How to solve a sparse linear system with SciPy

Sparse linear systems appear when a model, graph, or discretized equation has many zero coefficients but still needs a numerical solution. SciPy can solve A x = b without first turning the coefficient matrix into a dense NumPy array, which keeps memory use tied to stored values instead of every possible matrix entry.

scipy.sparse.linalg.spsolve() is the direct sparse solver for a square coefficient matrix and a vector or matrix right-hand side. Passing a CSR or CSC sparse array keeps the input in a compressed format that is ready for sparse linear algebra.

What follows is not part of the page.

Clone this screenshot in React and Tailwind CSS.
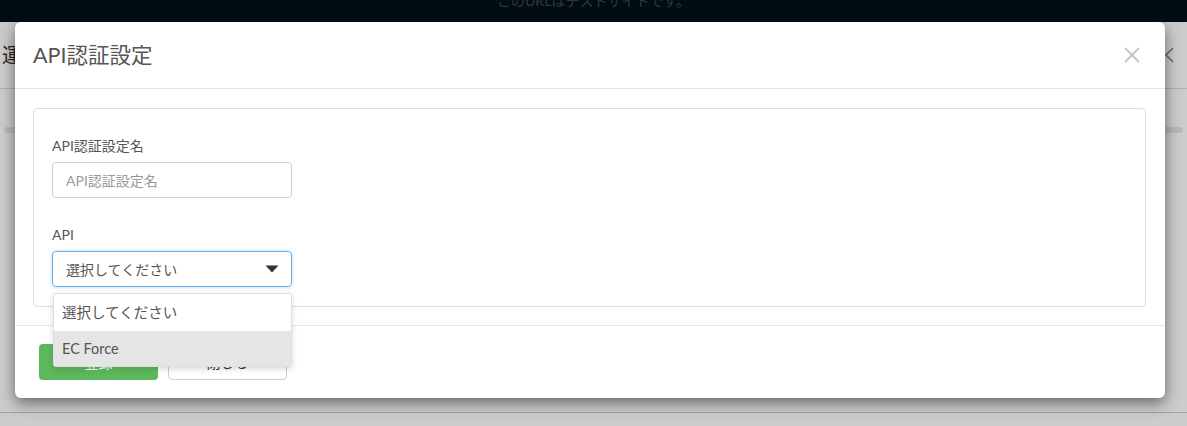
export default function App() {
  const font = { fontFamily: 'Lato, "Noto Sans CJK JP", sans-serif' };

  return (
    <div className="relative h-[426px] w-full overflow-hidden bg-white" style={font}>
      {/* page behind the modal */}
      <div className="flex h-[22px] items-start justify-center overflow-hidden bg-[#01111b]">
        <span className="-mt-[9px] text-[14px] leading-[20px] text-[#444444]">このURLはテストサイトです。</span>
      </div>
      <div className="flex h-[67px] items-center justify-between border-b border-[#dddddd] pl-[2px] pr-[12px]">
        <span className="text-[20px] text-[#333333]">運用設定</span>
        <svg width="12" height="18" viewBox="0 0 12 18" fill="none" stroke="#888888" strokeWidth="1.6">
          <path d="M10 2 L3 9 L10 16" />
        </svg>
      </div>
      <div className="mx-[4px] mt-[38px] h-[6px] rounded-full bg-[#e8e8e8]" />
      <div className="mt-[279px] border-t border-[#cccccc]" />

      {/* backdrop */}
      <div className="absolute inset-0 bg-black/20" />

      {/* modal */}
      <div className="absolute left-[15px] top-[22px] flex h-[376px] w-[1150px] flex-col rounded-[6px] bg-white shadow-[0_5px_15px_rgba(0,0,0,0.5)]">
        <div className="flex h-[67px] items-center justify-between border-b border-[#e5e5e5] pl-[18px] pr-[24px]">
          <h4 className="text-[21.5px] text-[#555555]">API認証設定</h4>
          <svg width="18" height="18" viewBox="0 0 18 18" stroke="#c4c4c4" strokeWidth="1.8">
            <path d="M2 2 L16 16 M16 2 L2 16" />
          </svg>
        </div>

        <div className="px-[18px] pr-[19px] pt-[19px]">
          <div className="rounded-[4px] border border-[#dddddd] px-[18px] pb-[19px] pt-[25px]">
            <label className="block text-[14px] leading-[24px] text-[#555555]">API認証設定名</label>
            <input
              className="mt-[4px] block h-[36px] w-[240px] rounded-[4px] border border-[#cccccc] px-[13px] text-[14px] text-[#555555] placeholder:text-[#999999] outline-none"
              placeholder="API認証設定名"
            />
            <label className="mt-[25px] block text-[14px] leading-[24px] text-[#555555]">API</label>
            <div className="relative mt-[4px] w-[240px]">
              <div className="flex h-[36px] items-center justify-between rounded-[4px] border border-[#66afe9] pl-[13px] pr-[12px] text-[14px] text-[#555555] shadow-[0_0_4px_rgba(102,175,233,0.45)]">
                <span>選択してください</span>
                <svg width="14" height="8" viewBox="0 0 14 8">
                  <path d="M0.5 0.5 H13.5 L7 7.5 Z" fill="#333333" />
                </svg>
              </div>
              <ul className="absolute left-[1px] top-[42px] z-10 w-[239px] overflow-hidden rounded-[3px] border border-[#dddddd] bg-white text-[14.5px] text-[#555555] shadow-[0_2px_6px_rgba(0,0,0,0.15)]">
                <li className="flex h-[37px] items-center px-[8px]">選択してください</li>
                <li className="flex h-[35px] items-center bg-[#e5e5e5] px-[8px]">EC Force</li>
              </ul>
            </div>
          </div>
        </div>

        <div className="mt-[18px] flex gap-[10px] border-t border-[#e5e5e5] px-[24px] pt-[18px]">
          <button className="h-[36px] w-[119px] rounded-[4px] bg-[#5cb85c] text-[14px] text-white">登録</button>
          <button className="h-[36px] w-[119px] rounded-[4px] border border-[#cccccc] bg-white text-[14px] text-[#333333]">閉じる</button>
        </div>
      </div>
    </div>
  );
}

A compact tridiagonal system keeps the sparse format, solution vector, and residual visible in a short terminal run. For symmetric positive-definite systems that are too large for a direct factorization, an iterative method such as scipy.sparse.linalg.cg() may fit better, but the same residual check decides whether the returned vector satisfies the equation.

Steps to solve a sparse linear system with SciPy:

  1. Create a Python script named sparse_linear_system_solve.py.
    sparse_linear_system_solve.py
    import numpy as np
    from scipy.sparse import diags_array, issparse
    from scipy.sparse.linalg import spsolve
     
    n = 5
    A = diags_array(
        [-np.ones(n - 1), 4 * np.ones(n), -np.ones(n - 1)],
        offsets=[-1, 0, 1],
        shape=(n, n),
        format="csr",
    )
    b = np.array([2.0, 1.0, 0.0, 1.0, 2.0])
     
    x = spsolve(A, b)
    residual = A @ x - b
     
    print(f"matrix format: {A.format}")
    print(f"matrix shape: {A.shape}")
    print(f"stored values: {A.nnz}")
    print("solution:", np.round(x, 6))
    print(f"residual norm: {np.linalg.norm(residual):.3e}")
    print("passes tolerance:", np.linalg.norm(residual) < 1e-12)
    print("matrix is sparse:", issparse(A))

    diags_array() builds the three stored diagonals directly as a sparse array. The explicit format=“csr” keeps the coefficient matrix in compressed sparse row format before solving.

  2. Run the script.
    $ python3 sparse_linear_system_solve.py
    matrix format: csr
    matrix shape: (5, 5)
    stored values: 13
    solution: [0.615385 0.461538 0.230769 0.461538 0.615385]
    residual norm: 0.000e+00
    passes tolerance: True
    matrix is sparse: True
  3. Confirm that the residual norm is within the tolerance needed by your calculation.

    The residual is computed from the original sparse matrix multiplication, A @ x - b. A small residual shows that the returned vector satisfies the system more directly than inspecting the solution values alone.

  4. Keep the coefficient matrix square and the right-hand side length matched to its rows.

    spsolve() is for square systems. A singular matrix or mismatched right-hand side can raise an error or warning instead of returning a usable solution.

  5. Use a dense solver only when the coefficient matrix is already dense or the dense form is intentionally small.

    For a dense NumPy matrix, use scipy.linalg.solve() instead of converting a sparse workflow into dense arrays only to call spsolve().

  6. Remove the demo script when it was only created for the check.